_What you need to do_: Report, word for word, every line of the material that contains "this".
==*==
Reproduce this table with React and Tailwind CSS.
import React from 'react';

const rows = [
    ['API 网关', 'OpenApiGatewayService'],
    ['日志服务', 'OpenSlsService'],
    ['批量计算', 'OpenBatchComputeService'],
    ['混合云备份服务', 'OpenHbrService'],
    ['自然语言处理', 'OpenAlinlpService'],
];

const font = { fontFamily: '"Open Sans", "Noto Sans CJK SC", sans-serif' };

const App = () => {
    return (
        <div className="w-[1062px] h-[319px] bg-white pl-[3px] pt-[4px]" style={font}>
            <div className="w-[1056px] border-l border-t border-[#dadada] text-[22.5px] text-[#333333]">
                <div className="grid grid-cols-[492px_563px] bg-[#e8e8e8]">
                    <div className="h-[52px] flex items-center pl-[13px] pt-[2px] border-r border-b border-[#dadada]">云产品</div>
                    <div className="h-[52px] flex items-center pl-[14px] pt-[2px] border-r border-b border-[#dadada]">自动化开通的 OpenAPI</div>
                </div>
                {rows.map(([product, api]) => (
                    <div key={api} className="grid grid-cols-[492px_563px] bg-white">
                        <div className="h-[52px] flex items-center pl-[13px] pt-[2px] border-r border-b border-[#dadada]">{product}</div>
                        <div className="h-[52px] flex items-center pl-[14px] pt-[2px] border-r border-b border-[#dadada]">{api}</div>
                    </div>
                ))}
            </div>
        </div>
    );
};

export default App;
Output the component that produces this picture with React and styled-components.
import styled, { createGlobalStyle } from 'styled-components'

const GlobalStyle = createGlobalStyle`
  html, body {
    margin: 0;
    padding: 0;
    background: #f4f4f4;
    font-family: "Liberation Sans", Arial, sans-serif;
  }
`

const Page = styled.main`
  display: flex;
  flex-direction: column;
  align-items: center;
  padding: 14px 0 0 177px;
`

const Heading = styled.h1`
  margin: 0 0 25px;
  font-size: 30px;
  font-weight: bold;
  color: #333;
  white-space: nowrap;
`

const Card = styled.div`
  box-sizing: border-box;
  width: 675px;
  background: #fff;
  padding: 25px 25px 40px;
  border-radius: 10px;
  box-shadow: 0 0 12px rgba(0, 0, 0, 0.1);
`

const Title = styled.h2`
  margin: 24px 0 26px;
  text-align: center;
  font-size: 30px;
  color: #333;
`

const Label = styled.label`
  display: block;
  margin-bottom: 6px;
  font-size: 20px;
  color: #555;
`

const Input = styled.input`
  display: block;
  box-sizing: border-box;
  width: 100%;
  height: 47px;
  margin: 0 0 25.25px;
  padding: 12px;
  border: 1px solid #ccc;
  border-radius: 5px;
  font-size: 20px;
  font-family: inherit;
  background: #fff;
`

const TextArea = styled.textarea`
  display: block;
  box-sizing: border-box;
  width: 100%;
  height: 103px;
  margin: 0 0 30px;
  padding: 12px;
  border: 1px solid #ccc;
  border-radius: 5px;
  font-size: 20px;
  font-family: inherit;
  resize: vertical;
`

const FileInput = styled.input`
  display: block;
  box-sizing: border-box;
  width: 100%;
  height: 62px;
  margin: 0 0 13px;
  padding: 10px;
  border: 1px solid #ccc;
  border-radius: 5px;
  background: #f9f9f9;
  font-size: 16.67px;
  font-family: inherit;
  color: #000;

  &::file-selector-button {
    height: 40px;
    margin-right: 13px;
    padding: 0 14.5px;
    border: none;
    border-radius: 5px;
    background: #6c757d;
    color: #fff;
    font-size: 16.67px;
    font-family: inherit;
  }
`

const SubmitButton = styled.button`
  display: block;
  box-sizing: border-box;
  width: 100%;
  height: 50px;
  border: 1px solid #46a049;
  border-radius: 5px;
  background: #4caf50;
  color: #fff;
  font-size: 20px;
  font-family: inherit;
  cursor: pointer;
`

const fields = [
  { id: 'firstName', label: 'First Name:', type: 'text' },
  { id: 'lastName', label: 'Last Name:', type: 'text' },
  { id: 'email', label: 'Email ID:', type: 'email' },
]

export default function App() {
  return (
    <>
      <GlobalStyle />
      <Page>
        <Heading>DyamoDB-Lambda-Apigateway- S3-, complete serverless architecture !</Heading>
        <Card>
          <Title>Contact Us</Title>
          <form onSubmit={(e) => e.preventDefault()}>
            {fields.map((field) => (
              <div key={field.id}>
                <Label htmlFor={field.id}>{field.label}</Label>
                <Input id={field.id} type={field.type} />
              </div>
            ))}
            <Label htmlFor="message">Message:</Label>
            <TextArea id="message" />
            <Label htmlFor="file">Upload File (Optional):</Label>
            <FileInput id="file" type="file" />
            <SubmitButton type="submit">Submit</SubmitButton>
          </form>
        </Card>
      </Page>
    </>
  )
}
==*==
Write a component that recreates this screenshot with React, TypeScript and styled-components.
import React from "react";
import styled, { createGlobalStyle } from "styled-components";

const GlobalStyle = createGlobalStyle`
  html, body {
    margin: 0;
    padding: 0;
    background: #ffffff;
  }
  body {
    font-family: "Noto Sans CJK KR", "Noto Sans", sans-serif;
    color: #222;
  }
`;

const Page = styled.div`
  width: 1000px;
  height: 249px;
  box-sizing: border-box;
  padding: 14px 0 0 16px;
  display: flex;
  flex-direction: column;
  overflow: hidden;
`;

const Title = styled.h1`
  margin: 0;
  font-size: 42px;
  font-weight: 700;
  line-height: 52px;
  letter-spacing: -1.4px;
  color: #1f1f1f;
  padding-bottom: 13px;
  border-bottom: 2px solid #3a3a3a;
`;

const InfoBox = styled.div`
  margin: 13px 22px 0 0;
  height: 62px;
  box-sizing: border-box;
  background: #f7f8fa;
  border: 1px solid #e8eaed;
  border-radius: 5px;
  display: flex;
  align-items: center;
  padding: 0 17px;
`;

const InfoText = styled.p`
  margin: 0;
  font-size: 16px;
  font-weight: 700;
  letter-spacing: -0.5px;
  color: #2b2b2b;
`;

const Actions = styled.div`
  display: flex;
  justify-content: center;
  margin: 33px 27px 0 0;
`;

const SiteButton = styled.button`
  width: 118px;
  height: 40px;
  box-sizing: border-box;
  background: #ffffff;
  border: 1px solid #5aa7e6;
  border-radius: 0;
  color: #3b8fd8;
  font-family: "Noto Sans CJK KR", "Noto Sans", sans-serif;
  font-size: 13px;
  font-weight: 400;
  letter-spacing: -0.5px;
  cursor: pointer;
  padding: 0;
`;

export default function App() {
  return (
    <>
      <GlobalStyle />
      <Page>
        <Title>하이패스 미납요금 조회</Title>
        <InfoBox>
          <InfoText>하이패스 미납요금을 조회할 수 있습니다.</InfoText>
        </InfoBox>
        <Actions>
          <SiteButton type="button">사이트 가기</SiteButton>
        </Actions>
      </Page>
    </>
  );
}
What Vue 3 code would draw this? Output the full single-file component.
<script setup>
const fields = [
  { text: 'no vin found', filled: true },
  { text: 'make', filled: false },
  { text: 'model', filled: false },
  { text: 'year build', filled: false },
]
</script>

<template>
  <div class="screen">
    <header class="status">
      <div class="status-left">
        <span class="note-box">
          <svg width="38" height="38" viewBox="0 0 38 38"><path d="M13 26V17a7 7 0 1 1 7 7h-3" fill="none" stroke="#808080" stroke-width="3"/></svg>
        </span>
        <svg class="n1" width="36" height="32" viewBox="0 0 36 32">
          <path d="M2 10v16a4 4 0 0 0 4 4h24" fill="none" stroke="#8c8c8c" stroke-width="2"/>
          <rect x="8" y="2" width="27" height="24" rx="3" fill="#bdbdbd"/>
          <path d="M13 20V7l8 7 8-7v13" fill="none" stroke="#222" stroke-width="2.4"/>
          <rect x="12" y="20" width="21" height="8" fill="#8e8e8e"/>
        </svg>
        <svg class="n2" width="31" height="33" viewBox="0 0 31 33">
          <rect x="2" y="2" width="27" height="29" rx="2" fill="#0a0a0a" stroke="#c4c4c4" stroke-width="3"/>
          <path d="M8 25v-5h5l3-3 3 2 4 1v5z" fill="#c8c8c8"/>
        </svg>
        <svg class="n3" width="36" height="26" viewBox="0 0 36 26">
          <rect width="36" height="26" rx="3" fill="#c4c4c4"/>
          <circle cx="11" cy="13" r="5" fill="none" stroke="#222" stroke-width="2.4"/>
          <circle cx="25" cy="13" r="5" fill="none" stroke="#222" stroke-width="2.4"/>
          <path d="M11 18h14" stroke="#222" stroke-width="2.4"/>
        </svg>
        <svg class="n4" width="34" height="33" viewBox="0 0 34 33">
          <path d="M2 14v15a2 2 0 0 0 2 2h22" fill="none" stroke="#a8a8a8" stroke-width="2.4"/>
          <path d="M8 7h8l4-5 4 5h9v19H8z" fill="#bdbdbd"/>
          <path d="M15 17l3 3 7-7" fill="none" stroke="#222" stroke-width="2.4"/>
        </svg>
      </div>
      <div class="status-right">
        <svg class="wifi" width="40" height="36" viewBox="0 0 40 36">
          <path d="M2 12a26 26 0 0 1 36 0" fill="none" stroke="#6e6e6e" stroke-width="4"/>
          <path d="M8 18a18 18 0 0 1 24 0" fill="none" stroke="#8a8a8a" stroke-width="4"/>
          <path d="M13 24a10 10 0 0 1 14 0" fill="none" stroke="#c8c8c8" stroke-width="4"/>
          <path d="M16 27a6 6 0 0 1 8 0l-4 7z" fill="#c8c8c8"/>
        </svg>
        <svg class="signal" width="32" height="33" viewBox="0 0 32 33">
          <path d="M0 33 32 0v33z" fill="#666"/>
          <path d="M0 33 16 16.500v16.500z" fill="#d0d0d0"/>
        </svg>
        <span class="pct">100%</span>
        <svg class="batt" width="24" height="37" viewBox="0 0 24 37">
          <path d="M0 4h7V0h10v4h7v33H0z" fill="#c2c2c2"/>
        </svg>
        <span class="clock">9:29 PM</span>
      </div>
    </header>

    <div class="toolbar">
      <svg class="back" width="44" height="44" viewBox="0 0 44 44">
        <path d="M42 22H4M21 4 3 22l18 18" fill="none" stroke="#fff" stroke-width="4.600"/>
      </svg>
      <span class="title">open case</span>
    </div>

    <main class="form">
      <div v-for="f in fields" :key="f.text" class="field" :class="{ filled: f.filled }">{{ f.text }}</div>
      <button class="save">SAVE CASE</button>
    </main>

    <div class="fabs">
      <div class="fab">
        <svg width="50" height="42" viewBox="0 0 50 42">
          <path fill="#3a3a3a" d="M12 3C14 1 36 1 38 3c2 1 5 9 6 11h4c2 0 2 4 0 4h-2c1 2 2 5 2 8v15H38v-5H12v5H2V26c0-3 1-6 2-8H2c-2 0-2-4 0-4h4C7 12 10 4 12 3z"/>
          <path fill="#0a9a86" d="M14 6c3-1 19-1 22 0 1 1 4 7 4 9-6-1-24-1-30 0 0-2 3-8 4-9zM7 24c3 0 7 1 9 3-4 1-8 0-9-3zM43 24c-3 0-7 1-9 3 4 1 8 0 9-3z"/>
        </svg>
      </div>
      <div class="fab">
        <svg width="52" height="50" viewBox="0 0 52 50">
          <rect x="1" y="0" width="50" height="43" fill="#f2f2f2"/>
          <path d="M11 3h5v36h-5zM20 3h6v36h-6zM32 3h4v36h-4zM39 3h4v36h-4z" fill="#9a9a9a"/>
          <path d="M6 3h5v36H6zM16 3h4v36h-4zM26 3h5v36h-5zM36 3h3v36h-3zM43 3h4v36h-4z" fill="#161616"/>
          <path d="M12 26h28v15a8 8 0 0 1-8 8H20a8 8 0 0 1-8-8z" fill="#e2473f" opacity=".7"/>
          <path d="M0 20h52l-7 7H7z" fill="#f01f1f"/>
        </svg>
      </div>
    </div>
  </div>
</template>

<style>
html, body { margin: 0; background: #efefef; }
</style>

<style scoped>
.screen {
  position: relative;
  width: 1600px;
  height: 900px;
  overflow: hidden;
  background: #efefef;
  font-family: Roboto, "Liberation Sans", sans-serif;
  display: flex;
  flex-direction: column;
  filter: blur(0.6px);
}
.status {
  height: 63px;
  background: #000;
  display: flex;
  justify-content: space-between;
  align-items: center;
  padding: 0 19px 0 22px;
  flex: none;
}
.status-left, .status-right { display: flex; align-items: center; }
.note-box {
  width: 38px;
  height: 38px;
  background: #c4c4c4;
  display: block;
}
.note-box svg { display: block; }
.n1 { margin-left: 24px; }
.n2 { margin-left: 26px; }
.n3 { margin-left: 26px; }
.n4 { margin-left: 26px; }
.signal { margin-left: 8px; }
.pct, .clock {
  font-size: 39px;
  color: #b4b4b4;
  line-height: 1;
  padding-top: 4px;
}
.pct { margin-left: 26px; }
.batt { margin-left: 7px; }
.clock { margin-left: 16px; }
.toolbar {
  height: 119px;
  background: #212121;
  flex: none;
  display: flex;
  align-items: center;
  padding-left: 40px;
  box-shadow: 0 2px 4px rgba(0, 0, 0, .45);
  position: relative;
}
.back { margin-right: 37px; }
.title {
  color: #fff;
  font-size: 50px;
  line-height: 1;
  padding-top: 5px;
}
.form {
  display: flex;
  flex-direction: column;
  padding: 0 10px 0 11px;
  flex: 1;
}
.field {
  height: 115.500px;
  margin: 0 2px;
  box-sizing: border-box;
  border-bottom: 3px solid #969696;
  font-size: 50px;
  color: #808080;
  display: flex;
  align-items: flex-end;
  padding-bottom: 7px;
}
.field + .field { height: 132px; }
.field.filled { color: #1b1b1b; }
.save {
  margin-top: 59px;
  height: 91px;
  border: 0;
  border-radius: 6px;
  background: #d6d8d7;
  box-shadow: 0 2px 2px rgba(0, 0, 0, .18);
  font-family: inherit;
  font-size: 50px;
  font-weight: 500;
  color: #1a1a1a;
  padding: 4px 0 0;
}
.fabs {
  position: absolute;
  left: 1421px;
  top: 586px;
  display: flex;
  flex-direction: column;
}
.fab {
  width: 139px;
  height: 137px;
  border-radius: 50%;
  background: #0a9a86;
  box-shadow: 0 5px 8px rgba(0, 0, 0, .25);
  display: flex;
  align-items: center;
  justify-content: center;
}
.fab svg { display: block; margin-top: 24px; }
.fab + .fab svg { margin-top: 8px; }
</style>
==*==
_The output_:
Reproduce this table with React and Tailwind CSS.
Output the component that produces this picture with React and styled-components.
Write a component that recreates this screenshot with React, TypeScript and styled-components.
What Vue 3 code would draw this? Output the full single-file component.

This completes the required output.